- [Stated exercise]: Here are records with pictures in them. Copy all of them exactly and leave the pictures out.

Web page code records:
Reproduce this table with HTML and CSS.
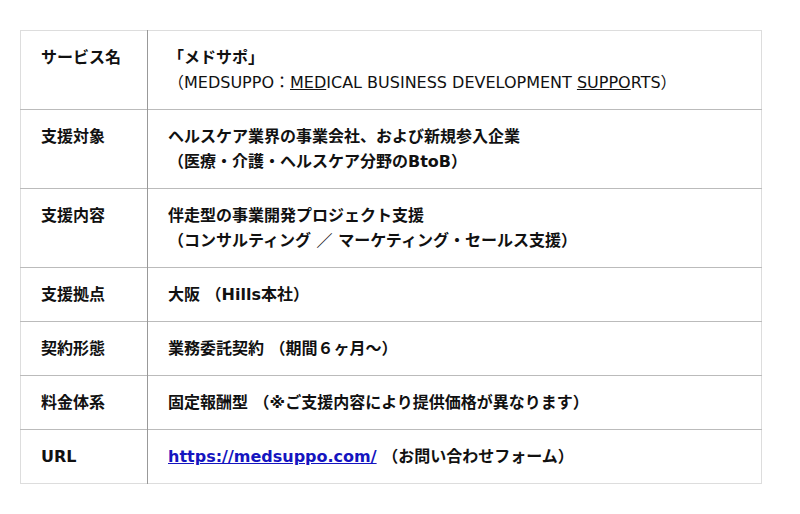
FILE: index.html
```html
<!DOCTYPE html>
<html lang="ja">
<head>
<meta charset="utf-8">
<link rel="stylesheet" href="styles.css">
</head>
<body>
<table class="info">
  <tr>
    <th>サービス名</th>
    <td><span class="b">「メドサポ」</span><br>（MEDSUPPO：<u>MED</u>ICAL BUSINESS DEVELOPMENT <u>SUPPO</u>RTS）</td>
  </tr>
  <tr>
    <th>支援対象</th>
    <td class="b">ヘルスケア業界の事業会社、および新規参入企業<br>（医療・介護・ヘルスケア分野のBtoB）</td>
  </tr>
  <tr>
    <th>支援内容</th>
    <td class="b">伴走型の事業開発プロジェクト支援<br>（コンサルティング ／ マーケティング・セールス支援）</td>
  </tr>
  <tr>
    <th>支援拠点</th>
    <td class="b">大阪 （Hills本社）</td>
  </tr>
  <tr>
    <th>契約形態</th>
    <td class="b">業務委託契約 （期間６ヶ月〜）</td>
  </tr>
  <tr>
    <th>料金体系</th>
    <td class="b">固定報酬型 （※ご支援内容により提供価格が異なります）</td>
  </tr>
  <tr>
    <th>URL</th>
    <td class="b"><a href="#" class="link">https://medsuppo.com/</a> （お問い合わせフォーム）</td>
  </tr>
</table>
</body>
</html>
```
FILE: styles.css
```css
html, body {
  margin: 0;
  padding: 0;
  background: #fff;
}
body {
  padding: 30px 38px 0 20px;
  font-family: "DejaVu Sans", "Noto Sans CJK JP", sans-serif;
  font-size: 16px;
  line-height: 25px;
  color: #111;
}
.info {
  width: 742px;
  border-collapse: collapse;
  border: 1px solid #ddd;
}
.info tr {
  border-bottom: 1px solid #bbb;
}
.info tr:last-child {
  border-bottom: 1px solid #ddd;
}
.info th, .info td {
  text-align: left;
  vertical-align: top;
  padding: 14px 20px 14px 20px;
}
.info th {
  width: 86px;
  font-weight: bold;
  border-right: 1px solid #999;
}
.b {
  font-weight: bold;
}
.link {
  color: #1515c0;
  text-decoration: underline;
}
```
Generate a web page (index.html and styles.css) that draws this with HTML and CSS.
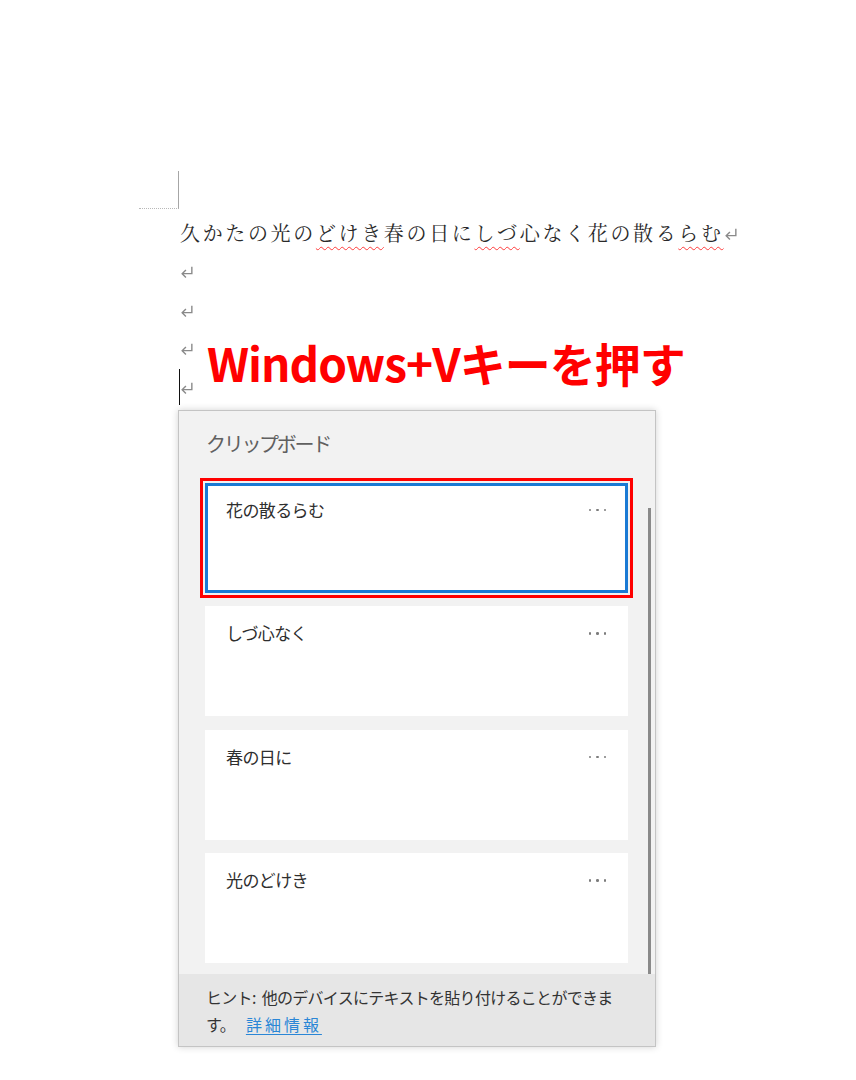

- [Answer to this problem]:
Reproduce this table with HTML and CSS.
FILE: index.html
```html
<!DOCTYPE html>
<html lang="ja">
<head>
<meta charset="utf-8">
<link rel="stylesheet" href="styles.css">
</head>
<body>
<table class="info">
  <tr>
    <th>サービス名</th>
    <td><span class="b">「メドサポ」</span><br>（MEDSUPPO：<u>MED</u>ICAL BUSINESS DEVELOPMENT <u>SUPPO</u>RTS）</td>
  </tr>
  <tr>
    <th>支援対象</th>
    <td class="b">ヘルスケア業界の事業会社、および新規参入企業<br>（医療・介護・ヘルスケア分野のBtoB）</td>
  </tr>
  <tr>
    <th>支援内容</th>
    <td class="b">伴走型の事業開発プロジェクト支援<br>（コンサルティング ／ マーケティング・セールス支援）</td>
  </tr>
  <tr>
    <th>支援拠点</th>
    <td class="b">大阪 （Hills本社）</td>
  </tr>
  <tr>
    <th>契約形態</th>
    <td class="b">業務委託契約 （期間６ヶ月〜）</td>
  </tr>
  <tr>
    <th>料金体系</th>
    <td class="b">固定報酬型 （※ご支援内容により提供価格が異なります）</td>
  </tr>
  <tr>
    <th>URL</th>
    <td class="b"><a href="#" class="link">https://medsuppo.com/</a> （お問い合わせフォーム）</td>
  </tr>
</table>
</body>
</html>
```
FILE: styles.css
```css
html, body {
  margin: 0;
  padding: 0;
  background: #fff;
}
body {
  padding: 30px 38px 0 20px;
  font-family: "DejaVu Sans", "Noto Sans CJK JP", sans-serif;
  font-size: 16px;
  line-height: 25px;
  color: #111;
}
.info {
  width: 742px;
  border-collapse: collapse;
  border: 1px solid #ddd;
}
.info tr {
  border-bottom: 1px solid #bbb;
}
.info tr:last-child {
  border-bottom: 1px solid #ddd;
}
.info th, .info td {
  text-align: left;
  vertical-align: top;
  padding: 14px 20px 14px 20px;
}
.info th {
  width: 86px;
  font-weight: bold;
  border-right: 1px solid #999;
}
.b {
  font-weight: bold;
}
.link {
  color: #1515c0;
  text-decoration: underline;
}
```
Generate a web page (index.html and styles.css) that draws this with HTML and CSS.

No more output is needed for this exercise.